Material provided:

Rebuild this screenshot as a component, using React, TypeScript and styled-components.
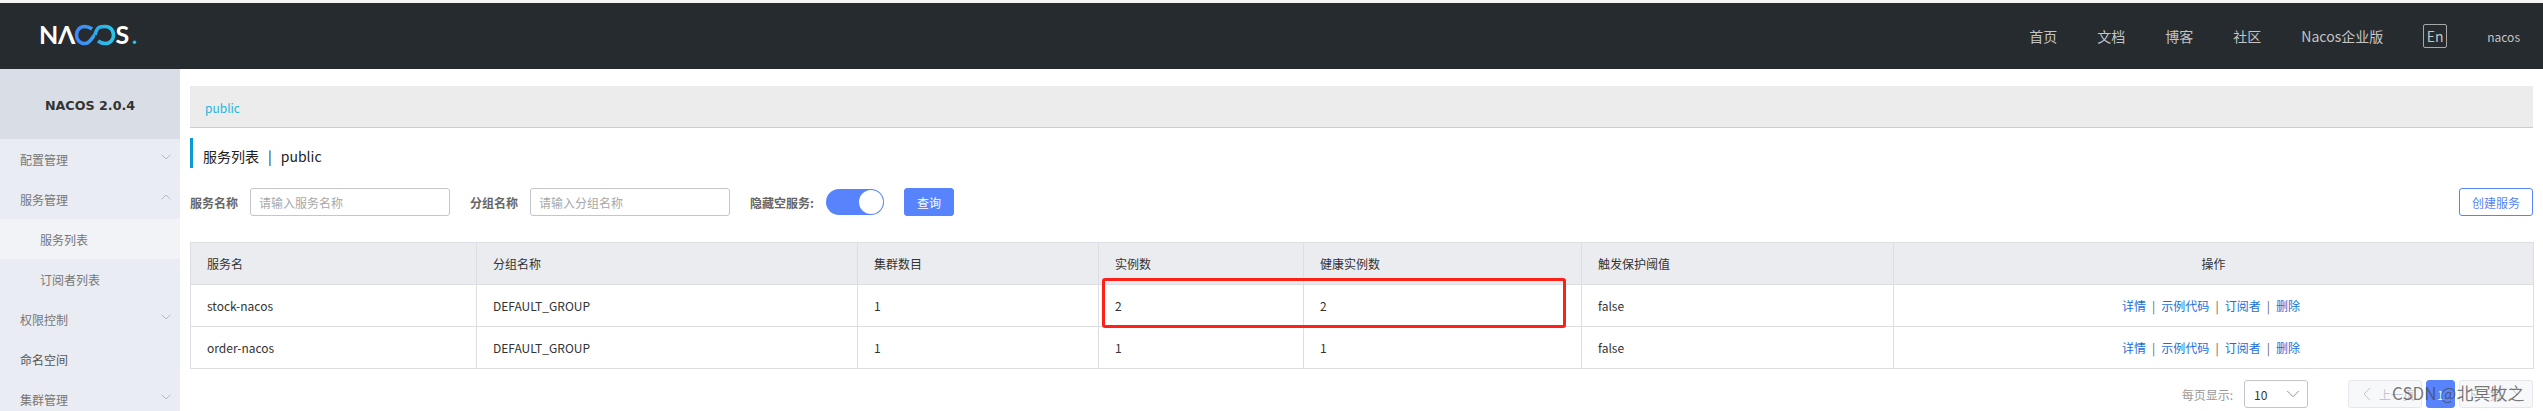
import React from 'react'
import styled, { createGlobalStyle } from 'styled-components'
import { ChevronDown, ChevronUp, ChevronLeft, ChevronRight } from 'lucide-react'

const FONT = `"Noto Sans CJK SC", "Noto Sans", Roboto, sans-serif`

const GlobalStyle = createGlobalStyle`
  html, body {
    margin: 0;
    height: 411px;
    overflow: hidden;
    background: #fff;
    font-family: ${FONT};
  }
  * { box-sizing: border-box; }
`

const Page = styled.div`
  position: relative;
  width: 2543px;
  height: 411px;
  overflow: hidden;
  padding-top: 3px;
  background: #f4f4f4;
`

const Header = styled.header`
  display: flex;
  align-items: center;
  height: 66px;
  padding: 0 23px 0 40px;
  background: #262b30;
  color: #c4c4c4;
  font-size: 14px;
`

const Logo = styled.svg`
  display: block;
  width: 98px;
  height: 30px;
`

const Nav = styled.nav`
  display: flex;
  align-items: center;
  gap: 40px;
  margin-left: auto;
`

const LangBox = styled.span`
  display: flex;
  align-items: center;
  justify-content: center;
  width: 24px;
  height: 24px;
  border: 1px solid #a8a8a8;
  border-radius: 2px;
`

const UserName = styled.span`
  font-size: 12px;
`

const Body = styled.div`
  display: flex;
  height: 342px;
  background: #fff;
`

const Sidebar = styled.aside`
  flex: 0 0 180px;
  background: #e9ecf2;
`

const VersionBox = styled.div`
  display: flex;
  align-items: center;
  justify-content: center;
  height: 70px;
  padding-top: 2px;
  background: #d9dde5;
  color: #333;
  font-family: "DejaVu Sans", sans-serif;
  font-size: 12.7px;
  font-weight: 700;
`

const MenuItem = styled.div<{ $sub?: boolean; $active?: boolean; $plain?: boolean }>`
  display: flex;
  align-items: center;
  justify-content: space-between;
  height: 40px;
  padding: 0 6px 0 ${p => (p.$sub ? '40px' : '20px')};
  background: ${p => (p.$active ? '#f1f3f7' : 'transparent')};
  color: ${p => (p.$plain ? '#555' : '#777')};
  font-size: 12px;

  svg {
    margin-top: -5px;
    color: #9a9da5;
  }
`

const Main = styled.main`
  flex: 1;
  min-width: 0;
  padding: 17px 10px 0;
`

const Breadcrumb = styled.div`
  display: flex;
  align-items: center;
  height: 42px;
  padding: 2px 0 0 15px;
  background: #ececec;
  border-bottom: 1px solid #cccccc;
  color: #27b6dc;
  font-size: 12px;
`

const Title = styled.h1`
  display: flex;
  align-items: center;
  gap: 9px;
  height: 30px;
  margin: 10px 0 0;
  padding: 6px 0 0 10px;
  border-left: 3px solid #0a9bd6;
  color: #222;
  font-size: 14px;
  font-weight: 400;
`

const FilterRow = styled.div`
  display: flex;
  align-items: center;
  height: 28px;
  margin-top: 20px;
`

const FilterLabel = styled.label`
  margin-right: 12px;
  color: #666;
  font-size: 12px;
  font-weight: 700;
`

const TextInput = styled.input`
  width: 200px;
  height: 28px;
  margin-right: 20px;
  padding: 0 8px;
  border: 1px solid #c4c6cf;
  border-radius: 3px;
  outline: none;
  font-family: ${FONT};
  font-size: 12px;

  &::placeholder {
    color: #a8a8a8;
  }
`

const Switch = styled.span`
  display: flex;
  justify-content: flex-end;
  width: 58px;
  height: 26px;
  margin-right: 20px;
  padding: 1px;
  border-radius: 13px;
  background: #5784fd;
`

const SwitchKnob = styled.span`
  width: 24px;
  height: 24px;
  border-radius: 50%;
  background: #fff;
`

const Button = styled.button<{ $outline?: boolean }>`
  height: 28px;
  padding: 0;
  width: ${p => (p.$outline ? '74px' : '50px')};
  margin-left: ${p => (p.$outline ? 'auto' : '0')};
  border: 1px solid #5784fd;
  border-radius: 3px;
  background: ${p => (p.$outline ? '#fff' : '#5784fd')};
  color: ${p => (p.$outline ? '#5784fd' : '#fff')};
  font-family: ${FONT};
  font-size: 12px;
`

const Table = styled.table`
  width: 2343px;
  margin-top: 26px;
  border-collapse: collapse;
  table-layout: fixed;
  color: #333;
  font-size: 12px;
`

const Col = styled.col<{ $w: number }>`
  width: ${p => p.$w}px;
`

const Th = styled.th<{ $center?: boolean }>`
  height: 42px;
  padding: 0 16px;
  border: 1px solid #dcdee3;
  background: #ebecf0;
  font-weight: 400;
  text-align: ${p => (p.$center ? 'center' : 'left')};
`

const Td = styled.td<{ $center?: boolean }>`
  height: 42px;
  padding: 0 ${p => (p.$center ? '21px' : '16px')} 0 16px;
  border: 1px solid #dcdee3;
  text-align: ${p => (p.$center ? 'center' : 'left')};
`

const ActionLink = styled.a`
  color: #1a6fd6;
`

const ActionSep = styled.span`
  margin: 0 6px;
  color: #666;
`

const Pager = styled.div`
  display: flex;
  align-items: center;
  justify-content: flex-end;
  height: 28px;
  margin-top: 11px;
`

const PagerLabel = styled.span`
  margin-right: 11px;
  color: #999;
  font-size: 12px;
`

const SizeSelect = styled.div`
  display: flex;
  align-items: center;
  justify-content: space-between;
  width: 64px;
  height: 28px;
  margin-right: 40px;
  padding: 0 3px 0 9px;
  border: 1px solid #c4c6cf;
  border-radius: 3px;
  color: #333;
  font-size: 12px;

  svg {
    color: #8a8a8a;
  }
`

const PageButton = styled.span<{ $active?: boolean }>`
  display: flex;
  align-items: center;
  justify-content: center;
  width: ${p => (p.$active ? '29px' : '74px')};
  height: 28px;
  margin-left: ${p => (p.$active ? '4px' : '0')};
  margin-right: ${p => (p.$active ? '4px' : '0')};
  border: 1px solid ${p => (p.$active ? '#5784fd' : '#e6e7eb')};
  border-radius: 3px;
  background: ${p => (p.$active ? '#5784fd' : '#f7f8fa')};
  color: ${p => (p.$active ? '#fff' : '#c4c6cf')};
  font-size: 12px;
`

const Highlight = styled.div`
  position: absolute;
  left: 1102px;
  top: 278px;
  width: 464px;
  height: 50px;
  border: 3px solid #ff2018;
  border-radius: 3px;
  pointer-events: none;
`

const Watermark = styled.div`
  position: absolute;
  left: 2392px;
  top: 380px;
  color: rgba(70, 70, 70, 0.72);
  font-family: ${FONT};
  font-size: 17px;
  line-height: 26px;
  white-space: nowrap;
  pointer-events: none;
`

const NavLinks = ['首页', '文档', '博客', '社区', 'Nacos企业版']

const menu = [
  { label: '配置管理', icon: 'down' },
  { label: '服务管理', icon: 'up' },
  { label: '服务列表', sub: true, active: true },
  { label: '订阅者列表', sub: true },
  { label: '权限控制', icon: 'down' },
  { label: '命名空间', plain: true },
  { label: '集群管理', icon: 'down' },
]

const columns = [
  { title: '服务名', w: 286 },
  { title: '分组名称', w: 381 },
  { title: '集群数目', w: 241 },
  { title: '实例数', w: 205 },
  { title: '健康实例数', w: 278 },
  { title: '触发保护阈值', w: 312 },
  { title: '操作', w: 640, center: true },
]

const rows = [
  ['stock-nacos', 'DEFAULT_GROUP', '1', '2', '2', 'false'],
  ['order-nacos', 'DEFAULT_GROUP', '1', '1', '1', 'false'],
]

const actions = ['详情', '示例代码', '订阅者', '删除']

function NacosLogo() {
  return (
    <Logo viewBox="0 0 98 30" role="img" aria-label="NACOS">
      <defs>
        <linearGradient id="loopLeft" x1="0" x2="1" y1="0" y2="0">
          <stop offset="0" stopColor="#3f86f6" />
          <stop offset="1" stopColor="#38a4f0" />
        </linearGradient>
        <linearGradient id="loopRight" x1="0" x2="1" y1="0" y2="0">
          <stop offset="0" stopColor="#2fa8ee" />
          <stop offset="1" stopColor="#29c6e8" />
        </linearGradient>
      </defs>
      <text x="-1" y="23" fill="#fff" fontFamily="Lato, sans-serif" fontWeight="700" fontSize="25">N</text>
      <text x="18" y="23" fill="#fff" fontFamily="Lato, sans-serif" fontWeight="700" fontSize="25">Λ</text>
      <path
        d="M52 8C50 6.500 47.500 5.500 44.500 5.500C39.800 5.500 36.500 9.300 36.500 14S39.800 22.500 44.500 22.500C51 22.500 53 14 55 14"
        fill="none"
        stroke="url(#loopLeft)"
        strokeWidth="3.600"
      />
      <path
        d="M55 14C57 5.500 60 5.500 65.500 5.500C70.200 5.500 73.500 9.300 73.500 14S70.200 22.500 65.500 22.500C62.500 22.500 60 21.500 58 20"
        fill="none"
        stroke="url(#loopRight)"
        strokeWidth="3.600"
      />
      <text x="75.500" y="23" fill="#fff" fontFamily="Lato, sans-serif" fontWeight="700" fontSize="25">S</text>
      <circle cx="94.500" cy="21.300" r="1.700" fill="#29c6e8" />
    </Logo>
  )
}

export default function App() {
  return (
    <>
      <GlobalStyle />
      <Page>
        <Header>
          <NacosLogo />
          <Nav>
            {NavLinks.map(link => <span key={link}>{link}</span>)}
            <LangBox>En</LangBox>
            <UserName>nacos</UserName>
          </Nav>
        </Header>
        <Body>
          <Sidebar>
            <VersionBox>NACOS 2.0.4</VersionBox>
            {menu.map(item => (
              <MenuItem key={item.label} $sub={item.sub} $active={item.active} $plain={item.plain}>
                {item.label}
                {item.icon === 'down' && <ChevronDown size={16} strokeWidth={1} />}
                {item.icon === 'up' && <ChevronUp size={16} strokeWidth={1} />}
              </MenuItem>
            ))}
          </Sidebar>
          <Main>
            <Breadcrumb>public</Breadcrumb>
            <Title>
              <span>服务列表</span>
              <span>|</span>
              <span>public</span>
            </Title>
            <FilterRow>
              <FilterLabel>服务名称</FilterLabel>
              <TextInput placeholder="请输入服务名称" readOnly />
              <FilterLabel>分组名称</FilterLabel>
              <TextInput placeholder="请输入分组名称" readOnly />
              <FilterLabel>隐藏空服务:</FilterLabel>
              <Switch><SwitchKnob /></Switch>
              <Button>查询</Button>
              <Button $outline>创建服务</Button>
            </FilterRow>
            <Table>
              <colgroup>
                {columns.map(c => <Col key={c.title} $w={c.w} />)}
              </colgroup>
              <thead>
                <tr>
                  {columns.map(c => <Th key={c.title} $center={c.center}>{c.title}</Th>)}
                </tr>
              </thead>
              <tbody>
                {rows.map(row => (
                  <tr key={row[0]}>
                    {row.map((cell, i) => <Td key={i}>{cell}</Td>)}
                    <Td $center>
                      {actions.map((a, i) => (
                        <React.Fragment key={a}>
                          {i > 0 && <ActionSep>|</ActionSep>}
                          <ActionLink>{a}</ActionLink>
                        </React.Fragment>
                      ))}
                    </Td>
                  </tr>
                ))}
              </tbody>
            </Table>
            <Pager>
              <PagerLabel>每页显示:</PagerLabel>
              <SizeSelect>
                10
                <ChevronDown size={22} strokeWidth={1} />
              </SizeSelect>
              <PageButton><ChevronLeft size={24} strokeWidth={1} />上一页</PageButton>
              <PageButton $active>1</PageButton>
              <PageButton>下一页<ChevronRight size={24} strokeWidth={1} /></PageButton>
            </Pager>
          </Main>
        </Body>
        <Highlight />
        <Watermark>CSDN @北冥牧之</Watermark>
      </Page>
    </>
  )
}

Task brief: Starting at the top of the listing above, reproduce each line up to and including the one with "ChevronUp, ChevronLeft, ChevronRight"; omit the pictures.

Task output:
Rebuild this screenshot as a component, using React, TypeScript and styled-components.
import React from 'react'
import styled, { createGlobalStyle } from 'styled-components'
import { ChevronDown, ChevronUp, ChevronLeft, ChevronRight } from 'lucide-react'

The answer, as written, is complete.